NBN Co has admitted that it is unaware of a key part of the Coalition's broadband policy that estimates 10 percent of premises will still get fibre to the premises because the copper network is unusable for fibre to the node.
Written by Josh Taylor, Contributor

NBN Co has admitted that it has no knowledge of part of the Coalition's broadband policy alternative to the National Broadband Network (NBN), which would see 10 percent of existing premises continue to get fibre to the premises because Telstra's copper network would be too dilapidated to be usable for a fibre-to-the-node network.

In the Coalition's broadband policy, released in April 2013, it estimated that by the end of the party's proposed rollout at 2019, should it have won the election, 22 percent of premises would be covered by fibre to the premises and 71 percent by fibre to the node, with the remaining 7 percent continuing to be serviced by fixed-wireless and satellite technology.

The 22 percent figure was derived from adding up the number of new premises where fibre is the default new connection, the number of existing premises covered by existing NBN Co contracts to the end of this year, and the "roughly 10 percent of stand-alone premises" that will be served by fibre after 2014 that were "assumed to be in areas with the poorest or most maintenance-intensive copper".

How then-Shadow Communications Minister Malcolm Turnbull came up with this figure remains unclear, particularly when Telstra has kept information about the quality of its legacy copper network close to its chest. Before and after the election, Telstra and a number of NBN Co's top executives defended the quality of Telstra's copper network and the capacity to deliver fibre-to-the-node services in the face of anecdotal evidence to the contrary from union officials representing Telstra's field contractors.

The question came up at a Senate Estimates hearing in late November, when Labor Senator Kate Lundy asked NBN Co and Coalition Senator Mitch Fifield — who was acting for Turnbull at the hearing — where the figure came from.

NBN Co executive chairman Dr Ziggy Switkowski said at the time that he did not understand the metric, and would take it on notice. In a response published today, NBN Co said the figure was not something the company had any knowledge about.
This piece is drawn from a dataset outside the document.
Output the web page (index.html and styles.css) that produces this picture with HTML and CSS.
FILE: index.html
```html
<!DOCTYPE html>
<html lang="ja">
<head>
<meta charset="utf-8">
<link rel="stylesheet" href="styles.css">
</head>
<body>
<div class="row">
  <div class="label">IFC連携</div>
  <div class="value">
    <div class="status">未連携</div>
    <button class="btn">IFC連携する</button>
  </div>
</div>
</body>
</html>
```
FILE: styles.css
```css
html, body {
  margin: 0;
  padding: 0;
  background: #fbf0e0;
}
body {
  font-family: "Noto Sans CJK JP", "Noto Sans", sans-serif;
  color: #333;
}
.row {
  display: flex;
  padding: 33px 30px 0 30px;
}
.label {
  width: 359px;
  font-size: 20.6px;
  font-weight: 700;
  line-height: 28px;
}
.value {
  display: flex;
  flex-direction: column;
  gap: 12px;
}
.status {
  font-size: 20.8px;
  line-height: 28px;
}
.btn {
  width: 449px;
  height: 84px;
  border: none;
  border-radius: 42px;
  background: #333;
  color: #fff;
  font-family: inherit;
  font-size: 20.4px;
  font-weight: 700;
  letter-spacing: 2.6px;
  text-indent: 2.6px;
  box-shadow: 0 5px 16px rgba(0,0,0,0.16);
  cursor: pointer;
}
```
"NBN Co is not aware of the source of the 10 percent figure or the context in which it might have been used," the company said.

It comes as NBN Co is entering into renegotiation with Telstra over its AU$11 billion deal with the company in order to be able to access the copper for a fibre-to-the-node proposal.
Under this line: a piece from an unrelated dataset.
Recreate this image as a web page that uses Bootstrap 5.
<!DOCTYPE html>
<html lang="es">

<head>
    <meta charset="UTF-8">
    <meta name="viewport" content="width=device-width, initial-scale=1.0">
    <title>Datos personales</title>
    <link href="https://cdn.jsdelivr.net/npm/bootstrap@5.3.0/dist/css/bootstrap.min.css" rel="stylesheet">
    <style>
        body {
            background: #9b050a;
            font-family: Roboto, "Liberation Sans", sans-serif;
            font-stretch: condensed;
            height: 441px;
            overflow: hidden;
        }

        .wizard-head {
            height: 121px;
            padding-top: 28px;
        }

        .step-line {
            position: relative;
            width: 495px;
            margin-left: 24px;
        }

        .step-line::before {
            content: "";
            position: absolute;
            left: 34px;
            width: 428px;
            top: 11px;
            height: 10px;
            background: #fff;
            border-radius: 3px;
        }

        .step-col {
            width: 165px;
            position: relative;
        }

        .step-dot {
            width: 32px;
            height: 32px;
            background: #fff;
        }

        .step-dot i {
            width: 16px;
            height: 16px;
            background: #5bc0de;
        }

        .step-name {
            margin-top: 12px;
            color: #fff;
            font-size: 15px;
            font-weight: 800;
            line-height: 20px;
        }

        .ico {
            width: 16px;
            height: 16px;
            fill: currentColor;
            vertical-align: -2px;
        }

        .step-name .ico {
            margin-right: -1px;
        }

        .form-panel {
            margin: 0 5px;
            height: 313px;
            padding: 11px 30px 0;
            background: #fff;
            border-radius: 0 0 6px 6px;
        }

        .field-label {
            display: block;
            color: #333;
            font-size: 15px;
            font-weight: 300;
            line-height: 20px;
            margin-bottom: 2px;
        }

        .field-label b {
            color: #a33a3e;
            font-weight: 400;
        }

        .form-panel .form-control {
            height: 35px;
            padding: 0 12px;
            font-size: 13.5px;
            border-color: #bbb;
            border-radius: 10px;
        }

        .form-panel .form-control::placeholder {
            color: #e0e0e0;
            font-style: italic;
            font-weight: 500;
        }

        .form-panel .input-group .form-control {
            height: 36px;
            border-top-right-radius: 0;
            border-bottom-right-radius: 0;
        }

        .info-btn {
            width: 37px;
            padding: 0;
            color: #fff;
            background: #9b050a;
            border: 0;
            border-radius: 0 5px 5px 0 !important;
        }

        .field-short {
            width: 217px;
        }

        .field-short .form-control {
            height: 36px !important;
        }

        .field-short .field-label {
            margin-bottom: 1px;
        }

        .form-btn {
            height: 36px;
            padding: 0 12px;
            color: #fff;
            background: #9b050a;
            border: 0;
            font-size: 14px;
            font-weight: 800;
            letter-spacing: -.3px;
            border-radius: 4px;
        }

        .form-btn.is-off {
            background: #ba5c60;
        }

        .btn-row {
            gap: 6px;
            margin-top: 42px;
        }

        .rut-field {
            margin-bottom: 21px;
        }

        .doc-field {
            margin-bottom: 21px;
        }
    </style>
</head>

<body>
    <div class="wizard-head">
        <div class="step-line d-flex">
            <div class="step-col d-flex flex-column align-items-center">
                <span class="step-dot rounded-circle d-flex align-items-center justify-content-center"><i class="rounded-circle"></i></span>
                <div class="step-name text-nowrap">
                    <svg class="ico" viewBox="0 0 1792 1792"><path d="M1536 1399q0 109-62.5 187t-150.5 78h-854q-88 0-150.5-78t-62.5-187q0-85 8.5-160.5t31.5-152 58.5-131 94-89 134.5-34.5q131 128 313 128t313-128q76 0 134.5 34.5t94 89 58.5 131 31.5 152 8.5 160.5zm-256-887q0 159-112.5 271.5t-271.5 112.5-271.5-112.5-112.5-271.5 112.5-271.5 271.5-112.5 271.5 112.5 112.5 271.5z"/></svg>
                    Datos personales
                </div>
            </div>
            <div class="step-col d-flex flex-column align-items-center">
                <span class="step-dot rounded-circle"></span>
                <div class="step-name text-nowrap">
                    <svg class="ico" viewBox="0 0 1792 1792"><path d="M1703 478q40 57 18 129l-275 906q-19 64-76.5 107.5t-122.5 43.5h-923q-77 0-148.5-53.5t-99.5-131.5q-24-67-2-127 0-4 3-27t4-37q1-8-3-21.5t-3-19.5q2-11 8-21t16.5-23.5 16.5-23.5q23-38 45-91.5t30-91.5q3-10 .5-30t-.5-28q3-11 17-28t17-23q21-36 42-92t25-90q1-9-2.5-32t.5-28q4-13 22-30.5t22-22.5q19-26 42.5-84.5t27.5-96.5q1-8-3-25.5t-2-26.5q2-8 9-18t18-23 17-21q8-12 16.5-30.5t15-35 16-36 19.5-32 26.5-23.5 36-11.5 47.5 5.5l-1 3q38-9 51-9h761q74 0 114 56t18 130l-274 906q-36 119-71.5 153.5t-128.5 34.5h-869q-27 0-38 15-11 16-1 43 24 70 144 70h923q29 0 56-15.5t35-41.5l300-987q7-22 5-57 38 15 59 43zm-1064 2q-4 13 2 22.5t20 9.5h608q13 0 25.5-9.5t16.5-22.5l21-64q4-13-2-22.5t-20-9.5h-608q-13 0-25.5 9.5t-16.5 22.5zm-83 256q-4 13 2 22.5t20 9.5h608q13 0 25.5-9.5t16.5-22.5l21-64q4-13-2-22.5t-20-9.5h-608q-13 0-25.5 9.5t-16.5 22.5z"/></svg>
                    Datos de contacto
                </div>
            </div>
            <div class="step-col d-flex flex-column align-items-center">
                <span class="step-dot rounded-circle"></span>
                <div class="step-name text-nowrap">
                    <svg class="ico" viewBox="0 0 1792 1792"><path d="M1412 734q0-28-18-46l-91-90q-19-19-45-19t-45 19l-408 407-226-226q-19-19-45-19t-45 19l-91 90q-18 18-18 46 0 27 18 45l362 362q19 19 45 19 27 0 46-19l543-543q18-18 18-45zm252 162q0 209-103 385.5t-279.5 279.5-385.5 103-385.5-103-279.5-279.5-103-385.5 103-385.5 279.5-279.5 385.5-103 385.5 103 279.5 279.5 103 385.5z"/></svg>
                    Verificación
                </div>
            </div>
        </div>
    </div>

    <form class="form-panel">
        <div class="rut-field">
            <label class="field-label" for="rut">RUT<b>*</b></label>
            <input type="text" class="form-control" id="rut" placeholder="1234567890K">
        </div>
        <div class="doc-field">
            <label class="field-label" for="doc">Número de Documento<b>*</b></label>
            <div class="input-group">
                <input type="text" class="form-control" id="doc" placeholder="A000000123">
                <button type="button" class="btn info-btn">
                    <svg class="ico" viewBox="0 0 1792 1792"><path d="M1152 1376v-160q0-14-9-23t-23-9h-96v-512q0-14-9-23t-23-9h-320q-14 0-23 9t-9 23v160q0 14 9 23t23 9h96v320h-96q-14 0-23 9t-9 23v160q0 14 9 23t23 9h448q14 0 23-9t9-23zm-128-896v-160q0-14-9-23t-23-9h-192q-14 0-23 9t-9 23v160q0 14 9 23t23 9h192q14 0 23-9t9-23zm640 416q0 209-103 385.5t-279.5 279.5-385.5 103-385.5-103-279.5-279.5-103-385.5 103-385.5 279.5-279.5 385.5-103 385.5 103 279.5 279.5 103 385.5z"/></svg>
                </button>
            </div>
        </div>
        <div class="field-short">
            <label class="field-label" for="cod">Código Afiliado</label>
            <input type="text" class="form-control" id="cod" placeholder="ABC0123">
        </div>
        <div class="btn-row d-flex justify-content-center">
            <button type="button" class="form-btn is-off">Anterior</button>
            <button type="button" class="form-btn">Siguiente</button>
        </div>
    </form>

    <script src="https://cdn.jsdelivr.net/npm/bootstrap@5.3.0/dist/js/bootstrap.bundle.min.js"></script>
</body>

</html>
The answers to questions on notice also revealed that any test of Telstra's network for suitability for fibre to the node is "dependent on NBN Co's commercial arrangements with Telstra" and as such were subject to negotiations that are "commercial in confidence".

NBN Co also redirected senators back to Telstra to provide information on the number of fault rates on the copper network from high-frequency interference.

The answers also revealed that Switkowski is paid higher than originally estimated, with his annual salary set at AU$209,630 per annum. Switkowski will also receive AU$50,000 per month extra until Vodafone Australia's CEO Bill Morrow takes up the NBN Co CEO job at the end of March.

In the first 40 working days since being appointed, NBN Co said Switkowski has worked the equivalent of 27 full-time days.

Two positions were made redundant at NBN Co between the election and November 19, 2013, and 46 permanent staff members and nine non-permanent staff members left in that time, but the company also added 99 permanent staff members, 65 non-ongoing staff members, and 59 contractors.

NBN Co spent AU$8 million on consultants as part of the strategic review, which will ultimately determine the future direction for the company. Internally, the company devoted between 400 to 500 work days to the project, for a cost of between AU$320,000 and AU$350,000.